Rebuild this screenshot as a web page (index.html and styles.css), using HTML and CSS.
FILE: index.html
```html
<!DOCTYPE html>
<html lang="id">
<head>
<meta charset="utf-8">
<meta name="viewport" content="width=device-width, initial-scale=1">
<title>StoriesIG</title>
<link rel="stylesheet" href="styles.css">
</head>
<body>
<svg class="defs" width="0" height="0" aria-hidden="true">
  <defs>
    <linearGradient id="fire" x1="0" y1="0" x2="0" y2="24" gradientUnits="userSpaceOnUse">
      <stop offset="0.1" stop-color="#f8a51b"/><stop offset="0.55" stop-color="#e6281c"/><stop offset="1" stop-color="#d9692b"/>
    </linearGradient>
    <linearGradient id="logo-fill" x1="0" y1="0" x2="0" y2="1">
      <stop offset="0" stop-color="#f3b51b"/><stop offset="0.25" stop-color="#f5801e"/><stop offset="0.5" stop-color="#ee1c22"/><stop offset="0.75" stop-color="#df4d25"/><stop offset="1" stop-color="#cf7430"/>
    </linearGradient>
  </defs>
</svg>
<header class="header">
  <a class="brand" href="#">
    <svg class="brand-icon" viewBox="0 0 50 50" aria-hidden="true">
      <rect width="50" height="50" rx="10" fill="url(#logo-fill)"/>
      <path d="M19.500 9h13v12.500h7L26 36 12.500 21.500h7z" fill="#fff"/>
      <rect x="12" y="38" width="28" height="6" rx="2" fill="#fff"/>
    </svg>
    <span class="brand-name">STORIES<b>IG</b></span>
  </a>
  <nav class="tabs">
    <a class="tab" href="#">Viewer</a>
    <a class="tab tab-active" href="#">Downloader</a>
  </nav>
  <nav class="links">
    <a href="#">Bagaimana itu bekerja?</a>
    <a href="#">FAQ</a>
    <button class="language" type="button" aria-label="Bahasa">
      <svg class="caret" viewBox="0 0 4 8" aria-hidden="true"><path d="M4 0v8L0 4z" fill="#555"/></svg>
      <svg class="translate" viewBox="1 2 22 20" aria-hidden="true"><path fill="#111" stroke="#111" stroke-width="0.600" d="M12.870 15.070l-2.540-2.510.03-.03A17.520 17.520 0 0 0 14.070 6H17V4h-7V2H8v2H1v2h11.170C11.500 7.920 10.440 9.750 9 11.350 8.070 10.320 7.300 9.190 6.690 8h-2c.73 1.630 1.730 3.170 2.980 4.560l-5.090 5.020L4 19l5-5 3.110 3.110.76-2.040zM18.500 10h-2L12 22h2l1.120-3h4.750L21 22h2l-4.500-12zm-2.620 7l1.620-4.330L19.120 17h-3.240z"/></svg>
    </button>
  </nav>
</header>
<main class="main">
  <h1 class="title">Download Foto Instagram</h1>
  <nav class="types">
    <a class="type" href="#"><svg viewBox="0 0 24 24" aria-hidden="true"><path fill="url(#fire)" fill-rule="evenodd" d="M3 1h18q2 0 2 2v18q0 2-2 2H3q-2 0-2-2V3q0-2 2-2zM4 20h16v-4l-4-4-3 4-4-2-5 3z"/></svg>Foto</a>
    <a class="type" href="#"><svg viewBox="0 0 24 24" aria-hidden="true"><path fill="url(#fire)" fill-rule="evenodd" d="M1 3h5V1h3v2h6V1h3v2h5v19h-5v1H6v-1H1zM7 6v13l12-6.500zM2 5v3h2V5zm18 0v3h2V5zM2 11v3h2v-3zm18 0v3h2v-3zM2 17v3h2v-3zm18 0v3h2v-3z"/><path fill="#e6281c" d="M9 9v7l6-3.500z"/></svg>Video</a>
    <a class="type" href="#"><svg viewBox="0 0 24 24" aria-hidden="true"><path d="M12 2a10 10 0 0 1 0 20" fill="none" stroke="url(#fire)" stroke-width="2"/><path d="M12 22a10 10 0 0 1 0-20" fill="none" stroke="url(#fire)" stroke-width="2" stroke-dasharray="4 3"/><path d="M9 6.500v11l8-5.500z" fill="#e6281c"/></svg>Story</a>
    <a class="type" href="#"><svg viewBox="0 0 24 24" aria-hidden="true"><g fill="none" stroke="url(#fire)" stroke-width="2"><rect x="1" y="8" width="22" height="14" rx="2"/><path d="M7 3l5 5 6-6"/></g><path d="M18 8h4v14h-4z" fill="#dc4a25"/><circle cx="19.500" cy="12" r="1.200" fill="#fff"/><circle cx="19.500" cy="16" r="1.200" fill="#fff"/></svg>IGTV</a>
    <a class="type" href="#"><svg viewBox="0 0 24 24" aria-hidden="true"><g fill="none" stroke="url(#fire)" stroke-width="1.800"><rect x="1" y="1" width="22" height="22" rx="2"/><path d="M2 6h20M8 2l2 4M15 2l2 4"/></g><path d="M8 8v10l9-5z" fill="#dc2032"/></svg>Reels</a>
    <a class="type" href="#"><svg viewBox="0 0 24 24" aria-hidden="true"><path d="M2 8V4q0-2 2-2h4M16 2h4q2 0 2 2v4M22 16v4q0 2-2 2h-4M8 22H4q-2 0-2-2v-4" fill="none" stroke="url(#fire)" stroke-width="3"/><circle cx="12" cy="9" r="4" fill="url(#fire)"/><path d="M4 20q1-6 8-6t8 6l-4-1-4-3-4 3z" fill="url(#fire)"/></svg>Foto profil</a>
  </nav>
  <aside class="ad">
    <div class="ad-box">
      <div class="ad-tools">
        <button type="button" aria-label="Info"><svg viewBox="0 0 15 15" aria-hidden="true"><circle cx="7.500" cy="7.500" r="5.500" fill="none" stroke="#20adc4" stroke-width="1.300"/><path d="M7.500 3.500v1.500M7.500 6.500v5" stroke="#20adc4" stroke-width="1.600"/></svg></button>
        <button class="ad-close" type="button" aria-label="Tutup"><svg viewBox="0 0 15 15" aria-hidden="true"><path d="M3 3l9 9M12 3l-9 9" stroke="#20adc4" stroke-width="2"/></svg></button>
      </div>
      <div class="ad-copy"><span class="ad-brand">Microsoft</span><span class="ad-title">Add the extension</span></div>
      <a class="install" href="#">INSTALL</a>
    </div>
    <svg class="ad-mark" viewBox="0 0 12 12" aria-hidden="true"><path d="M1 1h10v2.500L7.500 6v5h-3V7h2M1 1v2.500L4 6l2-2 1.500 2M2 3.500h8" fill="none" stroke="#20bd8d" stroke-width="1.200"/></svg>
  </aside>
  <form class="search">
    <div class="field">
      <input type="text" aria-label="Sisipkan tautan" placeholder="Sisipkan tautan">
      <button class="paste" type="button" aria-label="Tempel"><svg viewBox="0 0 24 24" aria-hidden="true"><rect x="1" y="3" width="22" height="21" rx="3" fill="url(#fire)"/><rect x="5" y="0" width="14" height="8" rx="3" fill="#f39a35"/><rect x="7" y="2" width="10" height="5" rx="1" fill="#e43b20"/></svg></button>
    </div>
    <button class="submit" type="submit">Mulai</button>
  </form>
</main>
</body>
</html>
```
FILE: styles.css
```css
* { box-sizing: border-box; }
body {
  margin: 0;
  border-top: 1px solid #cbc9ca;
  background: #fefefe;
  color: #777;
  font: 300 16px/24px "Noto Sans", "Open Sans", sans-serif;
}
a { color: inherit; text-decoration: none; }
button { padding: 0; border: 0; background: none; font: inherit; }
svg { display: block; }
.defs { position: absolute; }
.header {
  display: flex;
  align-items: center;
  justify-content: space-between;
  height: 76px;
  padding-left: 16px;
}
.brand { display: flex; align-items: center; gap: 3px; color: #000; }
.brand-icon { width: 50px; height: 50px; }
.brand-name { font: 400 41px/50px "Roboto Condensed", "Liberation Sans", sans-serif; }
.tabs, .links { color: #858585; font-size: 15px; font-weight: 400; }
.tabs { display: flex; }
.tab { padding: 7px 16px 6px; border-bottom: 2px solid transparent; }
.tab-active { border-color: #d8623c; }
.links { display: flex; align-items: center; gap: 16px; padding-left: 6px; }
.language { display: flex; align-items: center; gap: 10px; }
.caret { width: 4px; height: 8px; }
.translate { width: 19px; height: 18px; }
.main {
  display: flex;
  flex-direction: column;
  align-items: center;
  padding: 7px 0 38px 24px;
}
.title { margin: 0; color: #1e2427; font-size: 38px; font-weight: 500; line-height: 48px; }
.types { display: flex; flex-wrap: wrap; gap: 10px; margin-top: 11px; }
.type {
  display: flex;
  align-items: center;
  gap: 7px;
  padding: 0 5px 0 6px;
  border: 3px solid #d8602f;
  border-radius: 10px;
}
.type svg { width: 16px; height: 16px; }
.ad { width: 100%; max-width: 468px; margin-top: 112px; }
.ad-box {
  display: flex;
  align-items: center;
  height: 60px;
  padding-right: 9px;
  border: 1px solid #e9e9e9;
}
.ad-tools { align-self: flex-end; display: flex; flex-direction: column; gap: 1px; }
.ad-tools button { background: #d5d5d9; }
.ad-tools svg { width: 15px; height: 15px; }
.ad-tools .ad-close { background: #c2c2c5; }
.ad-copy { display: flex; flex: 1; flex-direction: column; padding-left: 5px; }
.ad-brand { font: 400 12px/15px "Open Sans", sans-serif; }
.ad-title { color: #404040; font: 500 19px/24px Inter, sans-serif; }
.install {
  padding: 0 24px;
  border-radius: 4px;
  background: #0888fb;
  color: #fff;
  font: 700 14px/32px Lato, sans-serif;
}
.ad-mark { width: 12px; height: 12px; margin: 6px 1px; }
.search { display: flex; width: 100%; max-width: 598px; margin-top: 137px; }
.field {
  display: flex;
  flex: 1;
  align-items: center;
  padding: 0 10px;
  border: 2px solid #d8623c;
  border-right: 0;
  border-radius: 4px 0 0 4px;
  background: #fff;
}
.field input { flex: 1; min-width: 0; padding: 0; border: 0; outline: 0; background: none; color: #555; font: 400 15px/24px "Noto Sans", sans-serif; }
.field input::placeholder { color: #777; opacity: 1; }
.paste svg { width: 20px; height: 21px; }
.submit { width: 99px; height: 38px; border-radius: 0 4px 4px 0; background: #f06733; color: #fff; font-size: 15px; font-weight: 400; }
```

* _PROBLEM STATEMENT_
From the data above, copy out every line with the string "styles" in it.

* _TASK OUTPUT_
Rebuild this screenshot as a web page (index.html and styles.css), using HTML and CSS.
<link rel="stylesheet" href="styles.css">
FILE: styles.css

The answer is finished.